Over €4 million worth of EU funding has been awarded to the international network ‘ENTWINE informal care’, led by Prof. Mariët Hagedoorn and Prof. Robbert Sanderman from the department of Health Psychology at the University Medical Centre Groningen (UMCG). The grant will be used to train 15 novice researchers to study and solve questions relating to sustainable ways of providing informal care. The University of Twente and Nedap Healthcare are involved to coordinate the design and implementation of novel technologies.
Long-term sustainability of healthcare systems
Informal carers provide unpaid care to relatives or friends with a chronic illness, disability or another long-term care need. An ageing population and medical advances are causing a sharp rise in the care needs of the elderly and the sick, while the availability of informal carers in Europe is dropping. European healthcare systems rely heavily on the services of informal carers, but there are fears for the long-term sustainability of these systems. Who will look after our elderly relatives in the future, and how?
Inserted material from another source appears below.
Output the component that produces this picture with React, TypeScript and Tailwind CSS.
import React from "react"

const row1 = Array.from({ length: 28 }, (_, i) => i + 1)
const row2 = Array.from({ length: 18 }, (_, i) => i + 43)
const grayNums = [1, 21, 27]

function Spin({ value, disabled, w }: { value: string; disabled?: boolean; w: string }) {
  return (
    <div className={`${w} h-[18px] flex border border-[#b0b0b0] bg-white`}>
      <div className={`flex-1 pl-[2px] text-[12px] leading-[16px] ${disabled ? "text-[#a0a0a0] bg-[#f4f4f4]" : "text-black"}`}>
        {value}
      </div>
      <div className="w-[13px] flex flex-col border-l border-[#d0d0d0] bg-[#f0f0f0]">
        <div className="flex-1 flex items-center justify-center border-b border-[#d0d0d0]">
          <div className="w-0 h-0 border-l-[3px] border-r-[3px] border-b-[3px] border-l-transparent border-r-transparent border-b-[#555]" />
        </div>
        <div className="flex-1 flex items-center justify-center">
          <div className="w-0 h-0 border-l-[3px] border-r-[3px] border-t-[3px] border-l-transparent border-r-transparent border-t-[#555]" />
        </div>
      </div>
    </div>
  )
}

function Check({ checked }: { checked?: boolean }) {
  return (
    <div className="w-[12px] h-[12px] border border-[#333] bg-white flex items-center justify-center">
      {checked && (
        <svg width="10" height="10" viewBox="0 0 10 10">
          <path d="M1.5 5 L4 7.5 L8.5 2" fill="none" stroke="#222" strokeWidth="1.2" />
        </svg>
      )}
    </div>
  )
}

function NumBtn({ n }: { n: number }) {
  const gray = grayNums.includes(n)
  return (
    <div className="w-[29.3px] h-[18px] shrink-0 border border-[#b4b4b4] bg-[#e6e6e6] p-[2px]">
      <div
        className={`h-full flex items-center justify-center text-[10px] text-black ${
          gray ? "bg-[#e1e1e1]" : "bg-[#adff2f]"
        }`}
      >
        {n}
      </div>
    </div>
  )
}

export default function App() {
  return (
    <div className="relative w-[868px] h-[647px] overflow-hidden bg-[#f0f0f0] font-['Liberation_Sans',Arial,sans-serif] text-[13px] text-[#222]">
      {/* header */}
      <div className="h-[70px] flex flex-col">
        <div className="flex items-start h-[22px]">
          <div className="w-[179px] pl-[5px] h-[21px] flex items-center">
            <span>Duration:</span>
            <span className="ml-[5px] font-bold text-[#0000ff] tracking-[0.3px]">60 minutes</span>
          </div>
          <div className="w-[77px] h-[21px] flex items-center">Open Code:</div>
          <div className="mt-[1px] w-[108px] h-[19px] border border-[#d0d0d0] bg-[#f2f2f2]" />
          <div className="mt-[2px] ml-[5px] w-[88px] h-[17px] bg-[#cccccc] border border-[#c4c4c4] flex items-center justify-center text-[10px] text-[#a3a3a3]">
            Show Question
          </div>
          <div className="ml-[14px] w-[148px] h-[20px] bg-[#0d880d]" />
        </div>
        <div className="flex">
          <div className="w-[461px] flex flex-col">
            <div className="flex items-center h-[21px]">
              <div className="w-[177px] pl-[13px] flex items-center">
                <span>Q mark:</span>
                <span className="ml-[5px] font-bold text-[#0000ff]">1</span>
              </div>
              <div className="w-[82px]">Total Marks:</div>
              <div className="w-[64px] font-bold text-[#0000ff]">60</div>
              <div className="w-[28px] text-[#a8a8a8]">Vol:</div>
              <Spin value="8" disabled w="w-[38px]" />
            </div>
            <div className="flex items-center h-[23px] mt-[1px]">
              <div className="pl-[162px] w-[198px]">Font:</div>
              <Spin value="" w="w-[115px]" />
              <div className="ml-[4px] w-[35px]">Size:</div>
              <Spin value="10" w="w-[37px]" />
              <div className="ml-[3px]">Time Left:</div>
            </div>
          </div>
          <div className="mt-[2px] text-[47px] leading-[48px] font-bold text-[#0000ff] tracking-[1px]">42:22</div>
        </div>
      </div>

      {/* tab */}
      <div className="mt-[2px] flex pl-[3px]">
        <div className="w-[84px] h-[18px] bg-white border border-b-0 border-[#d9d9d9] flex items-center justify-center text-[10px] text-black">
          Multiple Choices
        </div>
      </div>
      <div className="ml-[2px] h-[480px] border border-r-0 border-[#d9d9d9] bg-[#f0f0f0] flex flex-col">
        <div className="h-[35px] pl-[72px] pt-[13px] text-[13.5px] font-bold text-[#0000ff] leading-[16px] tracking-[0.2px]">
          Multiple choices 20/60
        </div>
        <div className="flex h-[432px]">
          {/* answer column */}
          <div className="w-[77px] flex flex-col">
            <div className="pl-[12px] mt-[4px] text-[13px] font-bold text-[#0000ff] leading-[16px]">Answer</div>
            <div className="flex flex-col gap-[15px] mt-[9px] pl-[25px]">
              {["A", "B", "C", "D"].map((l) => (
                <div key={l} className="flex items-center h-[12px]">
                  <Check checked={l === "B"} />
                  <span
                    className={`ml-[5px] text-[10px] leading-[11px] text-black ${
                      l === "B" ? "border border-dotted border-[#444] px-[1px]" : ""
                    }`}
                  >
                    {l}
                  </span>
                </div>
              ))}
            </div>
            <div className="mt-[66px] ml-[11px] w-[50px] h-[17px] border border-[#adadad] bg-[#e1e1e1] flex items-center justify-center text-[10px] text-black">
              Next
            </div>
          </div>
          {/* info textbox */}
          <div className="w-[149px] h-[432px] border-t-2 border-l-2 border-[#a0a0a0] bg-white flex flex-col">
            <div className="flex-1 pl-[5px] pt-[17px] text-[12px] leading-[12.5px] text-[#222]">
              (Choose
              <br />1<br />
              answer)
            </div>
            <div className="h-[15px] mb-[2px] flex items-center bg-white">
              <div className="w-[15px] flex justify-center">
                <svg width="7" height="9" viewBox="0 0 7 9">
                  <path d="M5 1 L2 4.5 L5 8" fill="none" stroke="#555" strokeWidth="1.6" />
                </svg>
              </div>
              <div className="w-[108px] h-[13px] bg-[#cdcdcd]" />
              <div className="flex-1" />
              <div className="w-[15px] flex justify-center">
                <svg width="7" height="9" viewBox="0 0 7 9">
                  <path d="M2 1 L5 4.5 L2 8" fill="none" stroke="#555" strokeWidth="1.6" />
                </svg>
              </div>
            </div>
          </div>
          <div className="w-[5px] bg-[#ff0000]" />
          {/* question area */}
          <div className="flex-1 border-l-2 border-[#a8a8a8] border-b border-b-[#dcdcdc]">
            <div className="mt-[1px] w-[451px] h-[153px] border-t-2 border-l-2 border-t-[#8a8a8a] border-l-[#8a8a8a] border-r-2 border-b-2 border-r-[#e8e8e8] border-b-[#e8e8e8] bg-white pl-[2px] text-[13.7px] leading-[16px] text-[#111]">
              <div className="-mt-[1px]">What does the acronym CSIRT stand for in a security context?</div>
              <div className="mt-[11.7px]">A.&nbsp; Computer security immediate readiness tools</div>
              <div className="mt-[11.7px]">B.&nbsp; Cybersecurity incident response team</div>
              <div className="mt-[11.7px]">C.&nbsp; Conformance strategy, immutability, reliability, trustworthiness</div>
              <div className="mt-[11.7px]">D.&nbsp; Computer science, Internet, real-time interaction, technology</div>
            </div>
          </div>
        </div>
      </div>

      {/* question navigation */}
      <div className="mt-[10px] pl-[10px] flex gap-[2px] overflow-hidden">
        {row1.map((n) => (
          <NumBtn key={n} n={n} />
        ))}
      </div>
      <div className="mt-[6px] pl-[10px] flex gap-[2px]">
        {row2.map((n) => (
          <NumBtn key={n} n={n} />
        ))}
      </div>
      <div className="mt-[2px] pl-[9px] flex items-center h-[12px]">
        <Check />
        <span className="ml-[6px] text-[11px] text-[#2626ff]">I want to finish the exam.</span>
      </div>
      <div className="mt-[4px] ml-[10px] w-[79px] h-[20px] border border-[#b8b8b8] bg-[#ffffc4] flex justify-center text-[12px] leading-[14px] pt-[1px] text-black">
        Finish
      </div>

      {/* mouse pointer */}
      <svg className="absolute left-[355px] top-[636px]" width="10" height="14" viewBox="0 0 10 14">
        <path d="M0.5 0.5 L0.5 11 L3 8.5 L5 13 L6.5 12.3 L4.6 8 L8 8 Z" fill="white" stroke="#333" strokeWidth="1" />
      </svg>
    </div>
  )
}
For the purposes of this research, the ENTWINE network will focus on both the increasing need for care and people's willingness and capacity to provide care. Cultural and individual differences will be among the factors examined. Combining knowledge from the fields of both psychology and technology will enable the network to develop support to help informal carers keep up their commitment and to promote positive caregiving experiences. This could involve using social robots to reduce stress among informal carers, or fitting homes with sensors to monitor confused or vulnerable care recipients. The network also wants to find the best way of implementing support such as this for informal carers. By providing this research opportunity and training programme for novice researchers, the network hopes to take up a key position in the development of sustainable informal care in Europe.
Various academic fields
The strength of the ENTWINE network stems from the close collaboration between researchers from various academic fields and between universities, businesses and non-profit organizations in a range of European countries. The researchers (PhD students) will be appointed in the Netherlands, United Kingdom, Israel, Italy and Sweden. As 15 PhD positions are available, the network is interested in candidates from diverse backgrounds including psychology, sociology, economics and technology, as well as computer, communication and health sciences. Applications are welcome until 30 November 2018.
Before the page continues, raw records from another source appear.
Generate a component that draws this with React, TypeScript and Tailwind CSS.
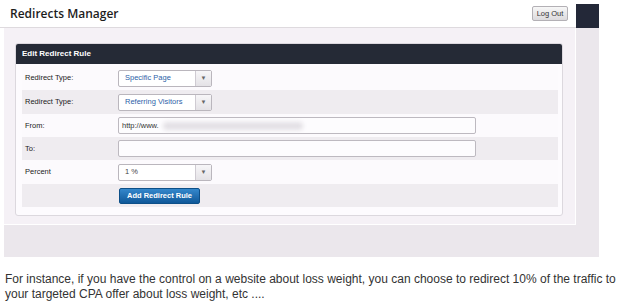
function SelectBox({ value, blue = true }: { value: string; blue?: boolean }) {
  return (
    <div className="flex h-[17px] w-[94px] rounded-[2px] border border-[#bab6bd] bg-white">
      <div
        className={`flex flex-1 items-center pl-[6px] text-[7.5px] ${
          blue ? "text-[#2d5fa8]" : "text-[#444]"
        }`}
      >
        {value}
      </div>
      <div className="flex w-[16px] items-center justify-center border-l border-[#cfcbd2] bg-gradient-to-b from-[#f7f6f8] to-[#e4e2e6]">
        <span className="text-[6px] leading-none text-[#666]">▼</span>
      </div>
    </div>
  );
}

function Row({
  label,
  gray,
  h,
  children,
}: {
  label?: string;
  gray?: boolean;
  h: string;
  children: React.ReactNode;
}) {
  return (
    <div className={`flex items-center ${h} ${gray ? "bg-[#efecf0]" : "bg-[#fcfafd]"}`}>
      <div className="w-[96px] pl-[3px] text-[7.5px] text-[#222]">{label}</div>
      {children}
    </div>
  );
}

export default function App() {
  return (
    <div className="h-[306px] w-[622px] overflow-hidden bg-white font-['Liberation_Sans',Arial,sans-serif]">
      {/* top bar */}
      <div className="flex h-[28px]">
        <div className="flex w-[576px] items-center justify-between border-b border-[#dedade] pl-[10px] pr-[8px]">
          <h1 className="font-['Open_Sans',sans-serif] text-[12px] font-semibold text-[#1d1d1d]">Redirects Manager</h1>
          <button className="h-[15px] w-[36px] rounded-[2px] border border-[#b3b0b5] bg-gradient-to-b from-[#f7f7f7] to-[#dcdadd] text-[7.5px] text-[#333]">
            Log Out
          </button>
        </div>
        <div className="mt-[4px] h-[24px] w-[23px] bg-[#232838]" />
      </div>

      {/* main area */}
      <div className="ml-[4px] flex h-[229px] w-[595px] items-start bg-[#ebe7ec]">
        <div className="h-[197px] w-[572px] border-r border-b border-white bg-[#f5f1f6] pl-[11px] pt-[15px]">
          <div className="w-[548px] rounded-[3px] border border-[#dcd8de] bg-[#fdfbfe] pb-[8px]">
            <div className="flex h-[20px] items-center rounded-t-[2px] bg-[#252a36] pl-[6px] text-[8px] font-bold text-white">
              Edit Redirect Rule
            </div>
            <div className="pl-[6px] pr-[4px] pt-[2px]">
              <Row label="Redirect Type:" h="h-[24px]">
                <SelectBox value="Specific Page" />
              </Row>
              <Row label="Redirect Type:" gray h="h-[24px]">
                <SelectBox value="Referring Visitors" />
              </Row>
              <Row label="From:" h="h-[23px]">
                <div className="flex h-[17px] w-[358px] items-center rounded-[2px] border border-[#bdb9c0] bg-[#fdfcfe] pl-[3px] text-[7.5px] text-[#333]">
                  http://www.
                  <span className="ml-[4px] h-[8px] w-[140px] rounded-full bg-[#e3e0e5] blur-[2px]" />
                </div>
              </Row>
              <Row label="To:" gray h="h-[23px]">
                <div className="h-[17px] w-[358px] rounded-[2px] border border-[#bdb9c0] bg-[#fdfcfe]" />
              </Row>
              <Row label="Percent" h="h-[24px]">
                <SelectBox value="1 %" blue={false} />
              </Row>
              <Row gray h="h-[23px]">
                <button className="ml-[1px] h-[16px] w-[81px] rounded-[2px] border border-[#0d4f88] bg-gradient-to-b from-[#3488cc] to-[#0f5899] text-[7.5px] font-bold text-white">
                  Add Redirect Rule
                </button>
              </Row>
            </div>
          </div>
        </div>
      </div>

      <p className="mt-[15px] w-[617px] pl-[5px] text-[12px] leading-[15px] text-[#333]">
        For instance, if you have the control on a website about loss weight, you can choose to redirect 10% of the traffic to your targeted CPA offer about loss weight, etc ....
      </p>
    </div>
  );
}
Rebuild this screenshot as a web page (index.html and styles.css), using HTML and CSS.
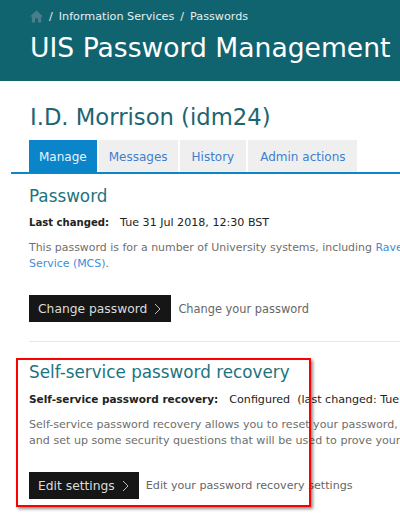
FILE: index.html
```html
<!DOCTYPE html>
<html>
  <head>
    <meta charset="UTF-8">
    <title>UIS Password Management</title>
    <link rel="stylesheet" href="styles.css">
  </head>
  <body>
    <header class="banner">
      <div class="crumbs">
        <svg class="home" width="13" height="13" viewBox="0 0 14 13"><path d="M7 0 L14 6.5 L12 6.5 L12 13 L8.5 13 L8.5 8.5 L5.5 8.5 L5.5 13 L2 13 L2 6.5 L0 6.5 Z"/></svg>
        <span class="sep">/</span><span>Information Services</span><span class="sep">/</span><span>Passwords</span>
      </div>
      <h1>UIS Password Management</h1>
    </header>

    <main class="content">
      <h2 class="user">I.D. Morrison (idm24)</h2>

      <div class="tabs">
        <a class="tab active" href="#">Manage</a>
        <a class="tab" href="#">Messages</a>
        <a class="tab wide" href="#">History</a>
        <a class="tab wide" href="#">Admin actions</a>
      </div>

      <section class="panel first">
        <h3>Password</h3>
        <p class="status"><b>Last changed:</b>Tue 31 Jul 2018, 12:30 BST</p>
        <p class="info">This password is for a number of University systems, including <a href="#">Raven</a><br><a href="#">Service (MCS)</a>.</p>
        <div class="action">
          <a class="btn" href="#">Change password
            <svg width="7" height="12" viewBox="0 0 7 12"><path d="M1 1 L6 6 L1 11"/></svg>
          </a>
          <span>Change your password</span>
        </div>
      </section>

      <section class="panel second">
        <h3>Self-service password recovery</h3>
        <p class="status"><b>Self-service password recovery:</b>Configured&nbsp; (last changed: Tue</p>
        <p class="info">Self-service password recovery allows you to reset your password,<br>and set up some security questions that will be used to prove your</p>
        <div class="action">
          <a class="btn" href="#">Edit settings
            <svg width="7" height="12" viewBox="0 0 7 12"><path d="M1 1 L6 6 L1 11"/></svg>
          </a>
          <span>Edit your password recovery settings</span>
        </div>
      </section>
    </main>

    <div class="highlight"></div>
  </body>
</html>
```

FILE: styles.css
```css
html, body {
  margin: 0;
  height: 516px;
  overflow: hidden;
}

body {
  position: relative;
  font-family: "DejaVu Sans", Verdana, sans-serif;
  background: #fff;
  white-space: nowrap;
}

/* Top banner */
.banner {
  background-color: #106470;
  height: 81px;
  padding-left: 30px;
  box-sizing: border-box;
  overflow: hidden;
}

.crumbs {
  display: flex;
  align-items: center;
  padding-top: 10px;
  height: 13px;
  font-size: 11.2px;
  color: #e4eef0;
}

.crumbs .home {
  fill: #47808b;
}

.sep {
  margin: 0 6px;
}

.banner h1 {
  margin: 7px 0 0;
  font-size: 26.6px;
  line-height: 36px;
  font-weight: normal;
  color: #fff;
}

/* Main column */
.content {
  padding-left: 11px;
}

.user {
  margin: 20px 0 0 19px;
  font-size: 22.7px;
  line-height: 32px;
  font-weight: normal;
  color: #1b6672;
}

.tabs {
  display: flex;
  gap: 2px;
  margin-top: 7px;
  padding-left: 18px;
  border-bottom: 2px solid #0d85c9;
}

.tab {
  padding: 0 10px;
  height: 32px;
  line-height: 34px;
  font-size: 12px;
  background: #f0efef;
  color: #3d7fd0;
  text-decoration: none;
}

.tab.wide {
  padding: 0 12px;
}

.tab.active {
  background: #0a85c9;
  color: #e8f4fb;
}

/* Sections */
.panel {
  margin-left: 18px;
  padding-top: 18px;
  box-sizing: border-box;
  color: #333;
}

.panel.first {
  height: 168px;
  padding-top: 10px;
  border-bottom: 1px solid #e6e6e6;
}

.panel h3 {
  margin: 0;
  font-size: 16.8px;
  line-height: 24px;
  font-weight: normal;
  color: #1c7380;
}

.status {
  margin: 7px 0 0;
  font-size: 11.1px;
  line-height: 16px;
  color: #222;
}

.status b {
  margin-right: 11px;
  font-size: 10.5px;
}

.first .status b {
  font-size: 10.1px;
}

.info {
  margin: 9px 0 0;
  font-size: 11.1px;
  line-height: 16px;
  color: #6e6e6e;
}

.first .info {
  font-size: 10.95px;
}

.info a {
  color: #3d8ed8;
  text-decoration: none;
}

.action {
  display: flex;
  align-items: center;
  margin-top: 23px;
  font-size: 11.4px;
  color: #666;
}

.second .action {
  font-size: 11.15px;
}

.btn {
  display: flex;
  align-items: center;
  gap: 7px;
  height: 27px;
  padding: 0 10px 0 9px;
  margin-right: 7px;
  background: #161616;
  color: #dcdcdc;
  font-size: 12.3px;
  text-decoration: none;
}

.btn svg {
  fill: none;
  stroke: #bbb;
  stroke-width: 1;
}

/* Red annotation box drawn over the page */
.highlight {
  position: absolute;
  left: 16px;
  top: 358px;
  width: 291px;
  height: 145px;
  border: 2px solid #f00;
  box-shadow: 2px 2px 3px rgba(0, 0, 0, 0.45);
}
```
The EU grant has been allocated as part of the Marie Skłodowska-Curie programme: a programme that aims to give novice researchers a chance to improve their research skills, work with established research teams and elevate their own career prospects. Grants are awarded on the understanding that the projects involve several organizations from different European countries and that close collaboration will develop between research institutes and businesses.